Reeves' Budget Leak: £26bn Tax Hike and Growth Downgraded
Budget leak reveals £26bn tax rise and growth downgrade

In an extraordinary pre-Budget blunder, the Office for Budget Responsibility has prematurely published its economic forecast, revealing Chancellor Rachel Reeves' plans for significant tax increases and downgraded growth projections for the UK economy.

Economic Forecast and Tax Implications

The independent watchdog confirmed the Budget "raises taxes by amounts rising to £26 billion in 2029-30", primarily through freezing personal tax thresholds and multiple smaller measures. This freeze will drag 780,000 more people into basic-rate tax, 920,000 into higher-rate tax, and create 4,000 additional-rate taxpayers by the 2029/30 financial year.

Meanwhile, the economic growth outlook presents a mixed picture. While the OBR upgraded its 2025 forecast from 1% to 1.5%, subsequent years show concerning downgrades.

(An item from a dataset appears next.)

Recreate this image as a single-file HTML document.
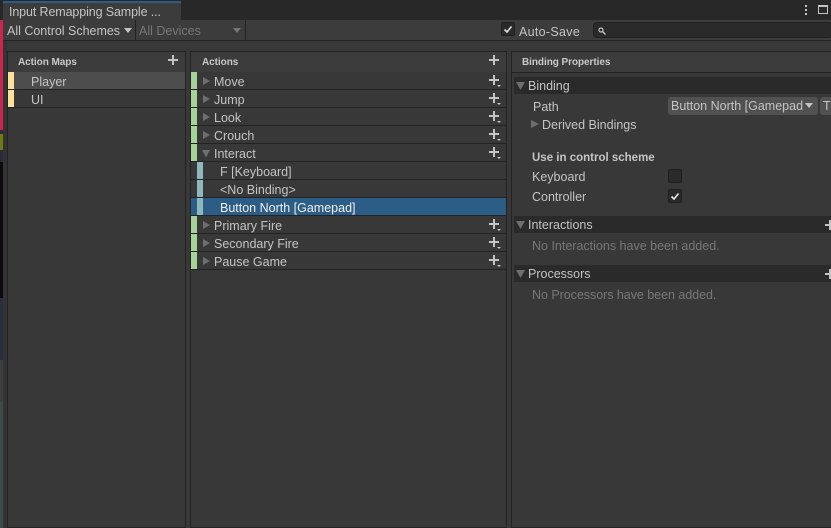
<!DOCTYPE html>
<html><head><meta charset="utf-8">
<style>
html,body{margin:0;padding:0;background:#383838}
#r{position:relative;width:831px;height:528px;overflow:hidden;background:#383838;font-family:"Liberation Sans","DejaVu Sans",sans-serif;font-size:12.5px;color:#c4c4c4}
#r div{position:absolute;box-sizing:border-box}
.t{white-space:nowrap;line-height:18px;height:18px;letter-spacing:0}
.b{font-weight:bold;font-size:10px;color:#c8c8c8;letter-spacing:-.06px}
.row{left:191px;width:315px;height:18px;border-bottom:1px solid #232323;background:#383838}
.g{left:191px;width:6px;height:17px;background:#a6d29a}
.c{left:197px;width:6px;height:17px;background:#8fb8bd}
.y{left:8px;width:6px;height:17px;background:#ffe19a}
.sep{background:#232323}
svg{position:absolute;overflow:visible}
.hd{left:514px;width:317px;height:17px;background:#2a2a2a}
</style></head><body><div id="r">
<!-- left strip -->
<div style="left:0;top:0;width:3px;height:130px;background:#c9264f"></div>
<div style="left:0;top:130px;width:3px;height:4px;background:#2b2b3a"></div>
<div style="left:0;top:134px;width:3px;height:16px;background:#6f7a10"></div>
<div style="left:0;top:150px;width:3px;height:12px;background:#2a2a3c"></div>
<div style="left:0;top:162px;width:3px;height:136px;background:#0c0a0c"></div>
<div style="left:0;top:298px;width:3px;height:62px;background:#2b2d40"></div>
<div style="left:0;top:360px;width:3px;height:42px;background:#3d3d3d"></div>
<div style="left:0;top:402px;width:3px;height:126px;background:#3c4b47"></div>
<div style="left:3px;top:0;width:4px;height:528px;background:#333"></div>
<!-- top bar -->
<div style="left:0;top:0;width:831px;height:20px;background:#282828"></div>
<div style="left:3px;top:1px;width:178px;height:19px;background:#3c3c3c"></div>
<div style="left:3px;top:1px;width:178px;height:2px;background:#2c5d87"></div>
<div class="t" style="left:9px;top:3px;color:#c4c4c4;letter-spacing:-.12px">Input Remapping Sample ...</div>
<div style="left:805px;top:5px;width:2px;height:2px;background:#c4c4c4;box-shadow:0 4px 0 #c4c4c4,0 8px 0 #c4c4c4"></div>
<div style="left:818px;top:5px;width:10px;height:9px;border:1px solid #c4c4c4;border-top-width:2px"></div>
<!-- toolbar -->
<div style="left:3px;top:20px;width:828px;height:21px;background:#3c3c3c;border-bottom:1px solid #232323"></div>
<div class="t" style="left:7px;top:22px;letter-spacing:-.01px">All Control Schemes</div>
<svg style="left:124px;top:28px" width="8" height="5"><path d="M0 0H8L4 5Z" fill="#c4c4c4"/></svg>
<div class="sep" style="left:135px;top:20px;width:1px;height:20px"></div>
<div class="t" style="left:139px;top:22px;color:#777">All Devices</div>
<svg style="left:233px;top:28px" width="8" height="5"><path d="M0 0H8L4 5Z" fill="#777"/></svg>
<div class="sep" style="left:245px;top:20px;width:1px;height:20px"></div>
<div style="left:501px;top:22px;width:14px;height:14px;background:#2a2a2a;border:1px solid #1f1f1f;border-radius:2px"></div>
<svg style="left:501px;top:22px" width="14" height="14"><path d="M3.500 7.500L6 10L10.500 4.500" fill="none" stroke="#e0e0e0" stroke-width="1.6"/></svg>
<div class="t" style="left:519px;top:23px;letter-spacing:.3px">Auto-Save</div>
<div style="left:593px;top:22px;width:240px;height:16px;background:#2a2a2a;border:1px solid #212121;border-radius:4px"></div>
<svg style="left:598px;top:27px" width="8" height="8"><circle cx="3" cy="3" r="2" fill="none" stroke="#c4c4c4" stroke-width="1.2"/><path d="M4.500 4.500L7.500 7.500" stroke="#c4c4c4" stroke-width="1.4"/></svg>
<!-- panels -->
<div style="left:7px;top:51px;width:179px;height:477px;border:1px solid #232323;background:#383838"></div>
<div style="left:190px;top:51px;width:317px;height:477px;border:1px solid #232323;background:#383838"></div>
<div style="left:511px;top:51px;width:321px;height:477px;border:1px solid #232323;background:#383838"></div>
<div style="left:8px;top:52px;width:177px;height:20px;background:#3c3c3c"></div>
<div style="left:191px;top:52px;width:315px;height:20px;background:#3c3c3c"></div>
<div style="left:512px;top:52px;width:319px;height:20px;background:#3c3c3c"></div>
<div class="sep" style="left:512px;top:72px;width:319px;height:1px"></div>
<div class="t b" style="left:18px;top:54px">Action Maps</div>
<div class="t b" style="left:202px;top:54px">Actions</div>
<div class="t b" style="left:522px;top:54px">Binding Properties</div>
<svg style="left:168px;top:55px" width="10" height="10"><path d="M5 0V10M0 5H10" stroke="#c4c4c4" stroke-width="2"/></svg>
<svg style="left:489px;top:55px" width="10" height="10"><path d="M5 0V10M0 5H10" stroke="#c4c4c4" stroke-width="2"/></svg>
<!-- action maps -->
<div style="left:8px;top:72px;width:177px;height:18px;background:#4d4d4d;border-bottom:1px solid #232323"></div>
<div style="left:8px;top:90px;width:177px;height:18px;background:#383838;border-bottom:1px solid #232323"></div>
<div class="y" style="top:72px"></div><div class="y" style="top:90px"></div>
<div class="t" style="left:31px;top:73px">Player</div>
<div class="t" style="left:31px;top:91px">UI</div>
<!-- actions rows -->
<div class="row" style="top:72px"></div><div class="row" style="top:90px"></div><div class="row" style="top:108px"></div><div class="row" style="top:126px"></div><div class="row" style="top:144px"></div><div class="row" style="top:162px"></div><div class="row" style="top:180px"></div>
<div class="row" style="top:198px;background:#2c5d87"></div>
<div class="row" style="top:216px"></div><div class="row" style="top:234px"></div><div class="row" style="top:252px"></div>
<div class="g" style="top:72px"></div><div class="g" style="top:90px"></div><div class="g" style="top:108px"></div><div class="g" style="top:126px"></div><div class="g" style="top:144px"></div>
<div class="g" style="top:162px;background:#383838"></div><div class="g" style="top:180px;background:#383838"></div>
<div class="c" style="top:162px"></div><div class="c" style="top:180px"></div><div class="c" style="top:198px"></div>
<div class="g" style="top:216px"></div><div class="g" style="top:234px"></div><div class="g" style="top:252px"></div>
<svg style="left:0;top:0" width="831" height="528">
<g stroke="#c4c4c4" stroke-width="2" fill="none">
<path d="M494 75V85M489 80H499"/><path d="M494 93V103M489 98H499"/><path d="M494 111V121M489 116H499"/><path d="M494 129V139M489 134H499"/><path d="M494 147V157M489 152H499"/>
<path d="M494 219V229M489 224H499"/><path d="M494 237V247M489 242H499"/><path d="M494 255V265M489 260H499"/>
</g>
<g fill="#c4c4c4">
<path d="M497 85H501L499 87Z"/><path d="M497 103H501L499 105Z"/><path d="M497 121H501L499 123Z"/><path d="M497 139H501L499 141Z"/><path d="M497 157H501L499 159Z"/>
<path d="M497 229H501L499 231Z"/><path d="M497 247H501L499 249Z"/><path d="M497 265H501L499 267Z"/>
</g>
</svg>
<div class="t" style="left:214px;top:73px">Move</div>
<div class="t" style="left:214px;top:91px">Jump</div>
<div class="t" style="left:214px;top:109px">Look</div>
<div class="t" style="left:214px;top:127px">Crouch</div>
<div class="t" style="left:214px;top:145px">Interact</div>
<div class="t" style="left:220px;top:163px">F [Keyboard]</div>
<div class="t" style="left:220px;top:181px">&lt;No Binding&gt;</div>
<div class="t" style="left:220px;top:199px;color:#f0f0f0">Button North [Gamepad]</div>
<div class="t" style="left:214px;top:217px">Primary Fire</div>
<div class="t" style="left:214px;top:235px">Secondary Fire</div>
<div class="t" style="left:214px;top:253px">Pause Game</div>
<!-- binding props -->
<div class="hd" style="top:77px"></div>
<div class="t" style="left:528px;top:77px">Binding</div>
<div class="t" style="left:533px;top:98px">Path</div>
<div style="left:668px;top:97px;width:150px;height:18px;background:#515151;border-radius:3px"></div>
<div class="t" style="left:671px;top:97px">Button North [Gamepad</div>
<svg style="left:805px;top:103px" width="8" height="5"><path d="M0 0H8L4 5Z" fill="#c4c4c4"/></svg>
<div style="left:820px;top:97px;width:14px;height:18px;background:#515151;border-radius:3px"></div>
<div class="t" style="left:823px;top:97px">T</div>
<div class="t" style="left:542px;top:116px">Derived Bindings</div>
<div class="t" style="left:532px;top:149px;font-weight:bold;font-size:11.5px">Use in control scheme</div>
<div class="t" style="left:532px;top:168px">Keyboard</div>
<div style="left:668px;top:169px;width:14px;height:14px;background:#2a2a2a;border:1px solid #1f1f1f;border-radius:2px"></div>
<div class="t" style="left:532px;top:188px">Controller</div>
<div style="left:668px;top:189px;width:14px;height:14px;background:#2a2a2a;border:1px solid #1f1f1f;border-radius:2px"></div>
<svg style="left:668px;top:189px" width="14" height="14"><path d="M3.500 7.500L6 10L10.500 4.500" fill="none" stroke="#e8e8e8" stroke-width="1.6"/></svg>
<div class="hd" style="top:216px"></div>
<div class="t" style="left:528px;top:216px">Interactions</div>
<div style="left:825px;top:224px;width:6px;height:2px;background:#c4c4c4"></div>
<div style="left:829px;top:220px;width:2px;height:10px;background:#c4c4c4"></div>
<div class="t" style="left:532px;top:237px;color:#777">No Interactions have been added.</div>
<div class="hd" style="top:265px"></div>
<div class="t" style="left:528px;top:265px">Processors</div>
<div style="left:825px;top:273px;width:6px;height:2px;background:#c4c4c4"></div>
<div style="left:829px;top:269px;width:2px;height:10px;background:#c4c4c4"></div>
<div class="t" style="left:532px;top:286px;color:#777;letter-spacing:-.04px">No Processors have been added.</div>
<!-- triangles (on top of header bars) -->
<svg style="left:0;top:0" width="831" height="528" fill="#6e6e6e">
<path d="M203 77V85L210 81Z"/><path d="M203 95V103L210 99Z"/><path d="M203 113V121L210 117Z"/><path d="M203 131V139L210 135Z"/>
<path d="M202 150H210L206 157.500Z"/>
<path d="M203 221V229L210 225Z"/><path d="M203 239V247L210 243Z"/><path d="M203 257V265L210 261Z"/>
<path d="M531 120V128L539 124Z"/>
<path d="M516 82H525L520.500 90Z"/><path d="M516 221H525L520.500 229Z"/><path d="M516 270H525L520.500 278Z"/>
</svg>
</div></body></html>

Growth projections have been reduced from 1.9% to 1.4% in 2026, from 1.8% to 1.5% in 2027, and similarly downgraded through to 2029.

Key Budget Measures Revealed

The leaked document outlines several significant policy changes that will impact households and public finances:

  • The fuel duty 5p cut will remain until September 2026 before being reversed through a staggered approach
  • Removal of the two-child benefit cap at an estimated cost of £3 billion by 2029-30
  • A new high-value council tax surcharge on properties worth over £2 million, expected to raise £0.4 billion
  • National insurance charges on salary-sacrificed pension contributions generating £4.7 billion
  • Increased tax rates on dividends, property and savings income by two percentage points, raising £2.1 billion

Fiscal Position and Debt Outlook

The government's fiscal headroom against day-to-day spending rules will widen significantly to £22 billion in 2029-30, representing a £12 billion improvement compared to March forecasts. However, national debt is projected to increase from 95% of GDP this year to 96.1% by the end of the decade.

The tax threshold freeze, now extended for three years to 2030/31, will generate approximately £8 billion for the Treasury through fiscal drag as wages increase but thresholds remain static.

This premature publication marks the latest in a series of leaks and early disclosures ahead of the Chancellor's formal Budget statement to the House of Commons, raising questions about protocol and information security within the Treasury.